-- GOAL --
In the following material, identify every line holding the string "that" and return it.
[start]
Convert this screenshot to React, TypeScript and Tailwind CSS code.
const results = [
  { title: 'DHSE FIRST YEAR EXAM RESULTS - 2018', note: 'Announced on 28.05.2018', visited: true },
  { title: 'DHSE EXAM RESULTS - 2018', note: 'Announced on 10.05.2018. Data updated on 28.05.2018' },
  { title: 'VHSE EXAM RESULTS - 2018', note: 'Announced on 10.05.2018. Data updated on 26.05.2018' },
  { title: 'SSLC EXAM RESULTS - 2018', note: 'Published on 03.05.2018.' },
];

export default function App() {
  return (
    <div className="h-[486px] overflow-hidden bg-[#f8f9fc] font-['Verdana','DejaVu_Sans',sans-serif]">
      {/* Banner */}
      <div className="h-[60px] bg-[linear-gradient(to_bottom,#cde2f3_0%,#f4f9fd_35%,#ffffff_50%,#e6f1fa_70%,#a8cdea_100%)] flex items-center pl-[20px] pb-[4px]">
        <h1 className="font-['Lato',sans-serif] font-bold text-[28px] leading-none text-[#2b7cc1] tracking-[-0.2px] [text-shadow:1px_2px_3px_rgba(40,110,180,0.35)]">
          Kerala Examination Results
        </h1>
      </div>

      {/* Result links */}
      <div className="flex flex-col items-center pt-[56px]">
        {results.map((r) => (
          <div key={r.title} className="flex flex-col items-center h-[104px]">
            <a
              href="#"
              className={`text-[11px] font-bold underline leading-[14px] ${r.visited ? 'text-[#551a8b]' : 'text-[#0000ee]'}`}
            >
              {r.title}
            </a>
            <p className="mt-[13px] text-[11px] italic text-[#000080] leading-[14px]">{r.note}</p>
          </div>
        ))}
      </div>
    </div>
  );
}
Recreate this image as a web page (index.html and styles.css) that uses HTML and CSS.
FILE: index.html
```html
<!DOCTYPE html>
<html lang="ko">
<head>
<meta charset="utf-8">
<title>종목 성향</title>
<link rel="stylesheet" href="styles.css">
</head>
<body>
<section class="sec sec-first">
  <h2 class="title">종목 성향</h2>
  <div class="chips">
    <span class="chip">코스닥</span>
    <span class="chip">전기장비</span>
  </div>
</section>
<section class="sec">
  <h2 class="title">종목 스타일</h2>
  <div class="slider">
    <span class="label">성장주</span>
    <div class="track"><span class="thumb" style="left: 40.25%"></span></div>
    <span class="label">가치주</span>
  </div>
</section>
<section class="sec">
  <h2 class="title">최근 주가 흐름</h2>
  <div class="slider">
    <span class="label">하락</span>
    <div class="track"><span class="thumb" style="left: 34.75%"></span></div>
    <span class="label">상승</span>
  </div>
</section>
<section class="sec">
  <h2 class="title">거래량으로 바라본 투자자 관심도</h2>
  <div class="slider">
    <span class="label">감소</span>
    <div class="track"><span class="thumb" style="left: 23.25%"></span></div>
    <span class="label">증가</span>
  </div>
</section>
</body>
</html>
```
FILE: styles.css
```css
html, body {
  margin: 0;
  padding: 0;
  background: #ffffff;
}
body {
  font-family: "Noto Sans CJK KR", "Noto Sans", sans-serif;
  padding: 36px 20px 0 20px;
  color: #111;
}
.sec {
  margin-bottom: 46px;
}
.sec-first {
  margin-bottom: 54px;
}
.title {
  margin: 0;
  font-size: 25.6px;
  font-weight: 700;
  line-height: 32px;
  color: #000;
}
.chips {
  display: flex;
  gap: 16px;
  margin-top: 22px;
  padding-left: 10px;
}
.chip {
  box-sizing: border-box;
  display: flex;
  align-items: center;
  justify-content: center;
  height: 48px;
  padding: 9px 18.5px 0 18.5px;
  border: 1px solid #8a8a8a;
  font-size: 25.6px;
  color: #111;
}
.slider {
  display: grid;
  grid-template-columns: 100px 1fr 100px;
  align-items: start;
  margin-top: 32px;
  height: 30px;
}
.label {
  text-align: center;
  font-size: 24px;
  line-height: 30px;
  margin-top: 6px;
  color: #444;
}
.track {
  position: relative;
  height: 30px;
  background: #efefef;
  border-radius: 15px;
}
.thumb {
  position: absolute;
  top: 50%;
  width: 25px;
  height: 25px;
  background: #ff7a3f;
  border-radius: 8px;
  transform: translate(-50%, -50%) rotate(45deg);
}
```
[end]
[start]
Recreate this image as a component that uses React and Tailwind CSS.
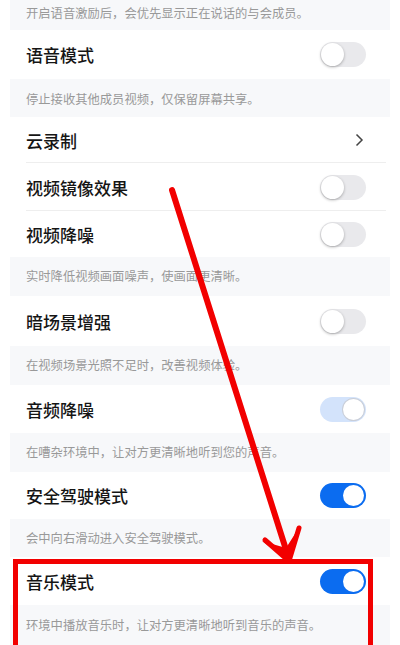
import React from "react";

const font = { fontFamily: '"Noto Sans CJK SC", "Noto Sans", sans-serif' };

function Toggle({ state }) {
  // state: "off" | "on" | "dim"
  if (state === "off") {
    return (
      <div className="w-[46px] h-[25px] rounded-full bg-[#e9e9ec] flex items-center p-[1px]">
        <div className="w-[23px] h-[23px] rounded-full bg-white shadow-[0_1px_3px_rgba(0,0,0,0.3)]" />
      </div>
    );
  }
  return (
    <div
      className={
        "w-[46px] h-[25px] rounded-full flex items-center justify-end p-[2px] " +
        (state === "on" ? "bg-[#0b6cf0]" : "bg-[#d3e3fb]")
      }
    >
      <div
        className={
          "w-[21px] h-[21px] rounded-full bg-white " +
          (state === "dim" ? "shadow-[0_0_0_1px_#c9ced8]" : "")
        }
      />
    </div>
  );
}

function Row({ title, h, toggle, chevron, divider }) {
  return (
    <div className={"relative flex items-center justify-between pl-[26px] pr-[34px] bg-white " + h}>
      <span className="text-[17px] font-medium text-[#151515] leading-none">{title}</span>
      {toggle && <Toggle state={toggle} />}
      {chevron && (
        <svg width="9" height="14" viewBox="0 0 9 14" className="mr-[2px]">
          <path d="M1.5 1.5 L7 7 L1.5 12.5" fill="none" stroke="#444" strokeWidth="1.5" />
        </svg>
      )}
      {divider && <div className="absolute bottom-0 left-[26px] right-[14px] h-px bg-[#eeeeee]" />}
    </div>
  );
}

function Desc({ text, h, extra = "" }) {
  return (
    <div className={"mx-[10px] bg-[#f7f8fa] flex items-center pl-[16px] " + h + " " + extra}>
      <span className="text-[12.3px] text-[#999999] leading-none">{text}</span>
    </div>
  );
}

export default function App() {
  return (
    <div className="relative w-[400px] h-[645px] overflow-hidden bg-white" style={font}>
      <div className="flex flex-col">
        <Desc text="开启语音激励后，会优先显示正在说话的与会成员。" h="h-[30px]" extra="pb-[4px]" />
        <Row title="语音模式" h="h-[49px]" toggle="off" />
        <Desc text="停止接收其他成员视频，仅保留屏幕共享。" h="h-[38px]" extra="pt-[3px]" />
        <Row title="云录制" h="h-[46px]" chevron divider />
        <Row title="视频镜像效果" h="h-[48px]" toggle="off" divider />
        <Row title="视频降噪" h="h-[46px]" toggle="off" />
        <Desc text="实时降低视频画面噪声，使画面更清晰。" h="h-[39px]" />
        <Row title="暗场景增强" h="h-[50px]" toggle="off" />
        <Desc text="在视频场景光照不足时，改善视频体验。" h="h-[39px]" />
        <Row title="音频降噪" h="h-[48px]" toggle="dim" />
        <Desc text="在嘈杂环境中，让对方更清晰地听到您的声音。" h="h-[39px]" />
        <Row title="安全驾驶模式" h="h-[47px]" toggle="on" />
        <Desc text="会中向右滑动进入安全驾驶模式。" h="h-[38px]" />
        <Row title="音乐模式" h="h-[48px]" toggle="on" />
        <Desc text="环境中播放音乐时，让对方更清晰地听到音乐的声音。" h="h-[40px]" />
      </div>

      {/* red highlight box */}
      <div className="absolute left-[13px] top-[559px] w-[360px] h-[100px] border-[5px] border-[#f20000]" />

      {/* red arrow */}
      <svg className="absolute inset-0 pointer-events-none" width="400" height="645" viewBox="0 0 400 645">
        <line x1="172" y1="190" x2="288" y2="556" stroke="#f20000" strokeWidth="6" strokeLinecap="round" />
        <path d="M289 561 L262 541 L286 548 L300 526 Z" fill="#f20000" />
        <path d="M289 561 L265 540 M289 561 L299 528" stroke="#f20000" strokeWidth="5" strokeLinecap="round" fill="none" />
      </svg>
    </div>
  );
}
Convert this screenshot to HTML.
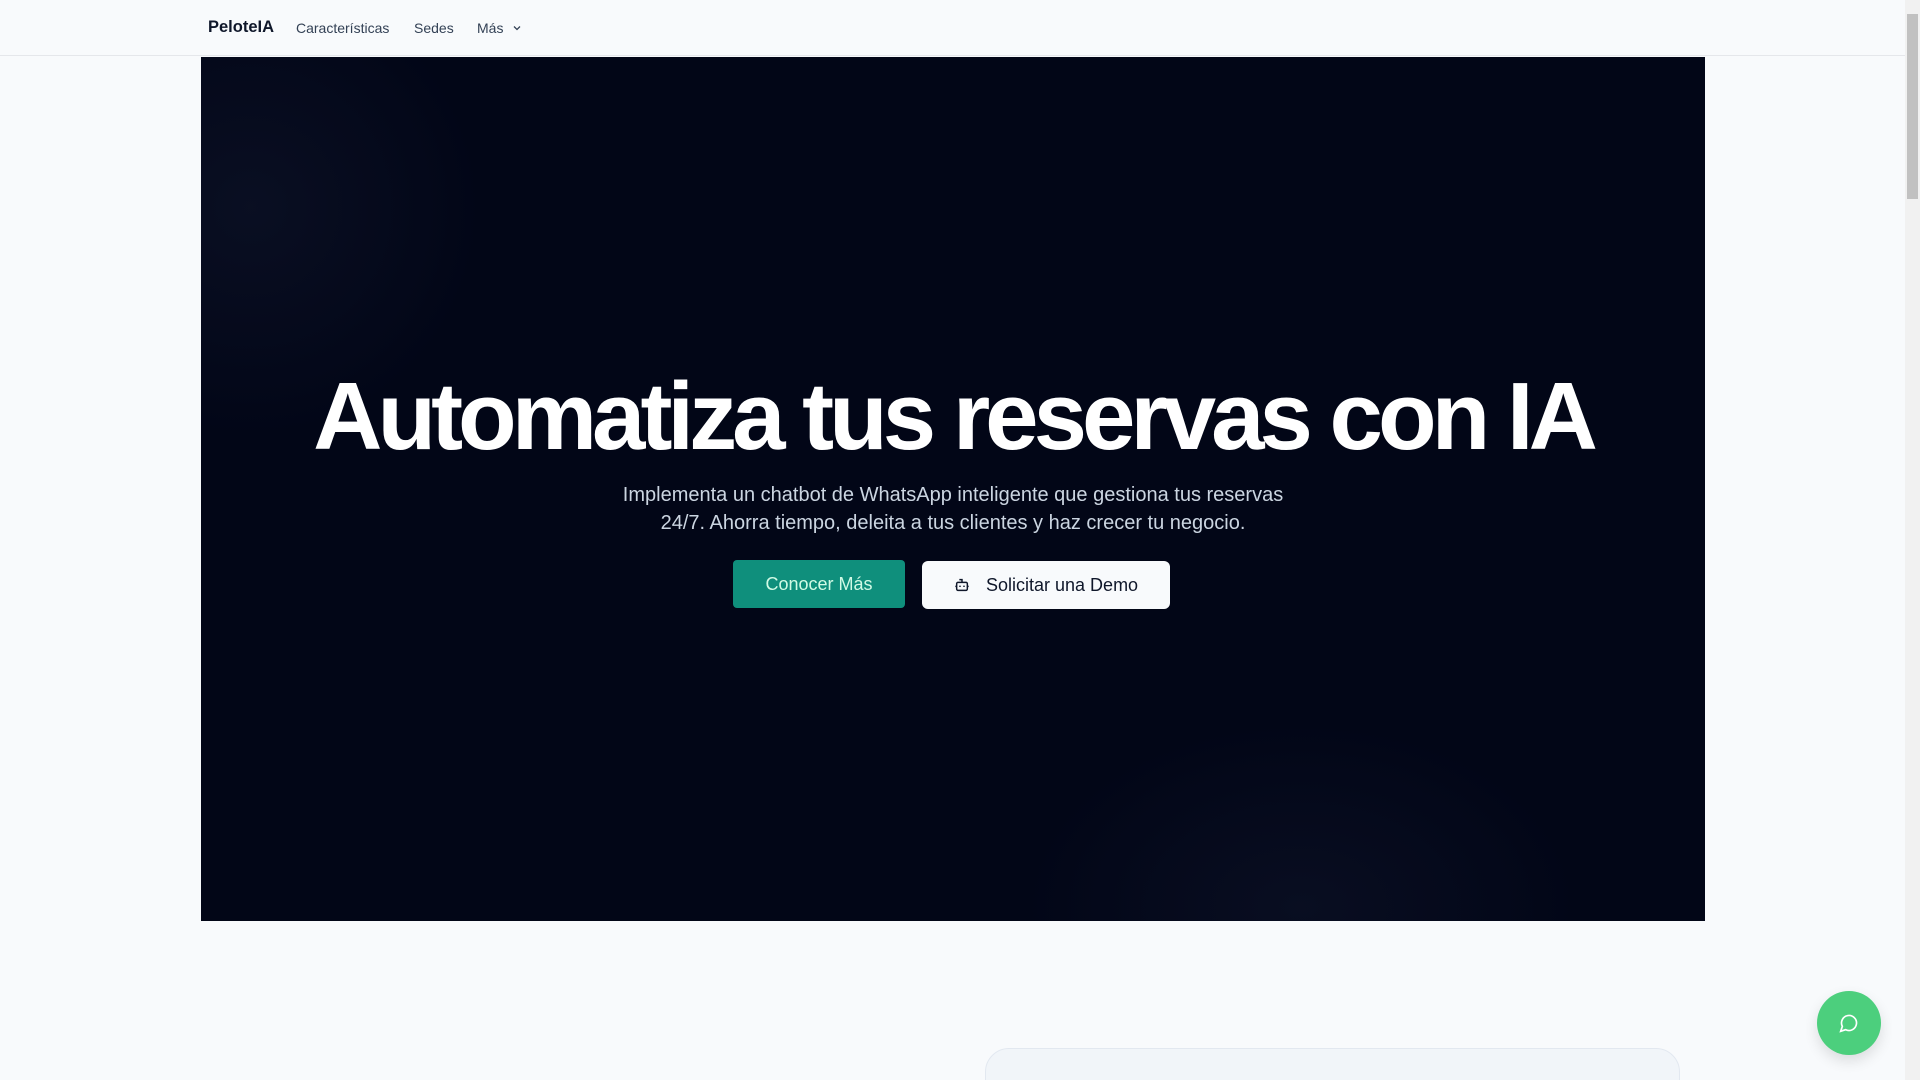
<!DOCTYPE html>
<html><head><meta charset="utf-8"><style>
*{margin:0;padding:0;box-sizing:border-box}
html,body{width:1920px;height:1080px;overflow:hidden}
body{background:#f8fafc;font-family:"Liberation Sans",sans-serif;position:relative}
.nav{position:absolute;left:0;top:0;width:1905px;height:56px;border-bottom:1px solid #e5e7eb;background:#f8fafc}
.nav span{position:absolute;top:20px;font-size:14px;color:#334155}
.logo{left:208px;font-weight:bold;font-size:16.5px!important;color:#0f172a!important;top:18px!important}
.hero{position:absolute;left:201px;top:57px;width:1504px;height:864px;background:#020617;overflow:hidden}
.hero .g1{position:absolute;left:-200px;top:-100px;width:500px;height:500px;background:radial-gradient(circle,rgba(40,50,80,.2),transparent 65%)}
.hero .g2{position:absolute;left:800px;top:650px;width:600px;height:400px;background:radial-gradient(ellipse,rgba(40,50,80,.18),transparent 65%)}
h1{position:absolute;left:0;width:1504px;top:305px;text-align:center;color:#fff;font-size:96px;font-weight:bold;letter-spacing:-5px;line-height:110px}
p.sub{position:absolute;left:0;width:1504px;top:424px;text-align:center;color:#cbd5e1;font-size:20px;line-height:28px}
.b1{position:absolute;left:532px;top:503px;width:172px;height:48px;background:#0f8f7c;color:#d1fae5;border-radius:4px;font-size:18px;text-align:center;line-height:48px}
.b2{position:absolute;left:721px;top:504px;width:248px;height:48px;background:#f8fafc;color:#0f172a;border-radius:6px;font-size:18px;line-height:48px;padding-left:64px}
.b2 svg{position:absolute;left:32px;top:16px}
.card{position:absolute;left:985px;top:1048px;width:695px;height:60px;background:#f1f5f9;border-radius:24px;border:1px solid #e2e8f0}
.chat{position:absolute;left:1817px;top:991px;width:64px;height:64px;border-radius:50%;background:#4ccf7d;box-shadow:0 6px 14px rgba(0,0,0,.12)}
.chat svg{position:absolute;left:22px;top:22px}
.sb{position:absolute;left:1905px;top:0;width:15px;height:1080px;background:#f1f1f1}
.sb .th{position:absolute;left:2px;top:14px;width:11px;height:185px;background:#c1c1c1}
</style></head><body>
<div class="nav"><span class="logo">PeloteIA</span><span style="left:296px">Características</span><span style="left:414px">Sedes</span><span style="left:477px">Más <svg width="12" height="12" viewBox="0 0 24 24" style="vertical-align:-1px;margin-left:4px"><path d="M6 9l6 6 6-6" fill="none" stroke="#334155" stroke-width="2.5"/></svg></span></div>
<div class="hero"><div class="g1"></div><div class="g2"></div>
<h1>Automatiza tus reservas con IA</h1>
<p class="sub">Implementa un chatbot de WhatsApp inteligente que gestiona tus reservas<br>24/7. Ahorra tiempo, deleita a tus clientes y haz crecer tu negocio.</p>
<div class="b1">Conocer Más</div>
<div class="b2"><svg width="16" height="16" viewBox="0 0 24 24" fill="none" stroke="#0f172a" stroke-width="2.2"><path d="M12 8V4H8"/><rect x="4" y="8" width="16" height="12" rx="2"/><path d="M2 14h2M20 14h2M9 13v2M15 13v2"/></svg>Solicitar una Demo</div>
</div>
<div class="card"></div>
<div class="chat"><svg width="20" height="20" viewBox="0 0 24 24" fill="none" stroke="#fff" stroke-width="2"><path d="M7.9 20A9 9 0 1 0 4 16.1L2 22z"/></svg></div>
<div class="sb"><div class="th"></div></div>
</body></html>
[end]
-- WRITTEN ANSWER --
Recreate this image as a web page (index.html and styles.css) that uses HTML and CSS.
Recreate this image as a component that uses React and Tailwind CSS.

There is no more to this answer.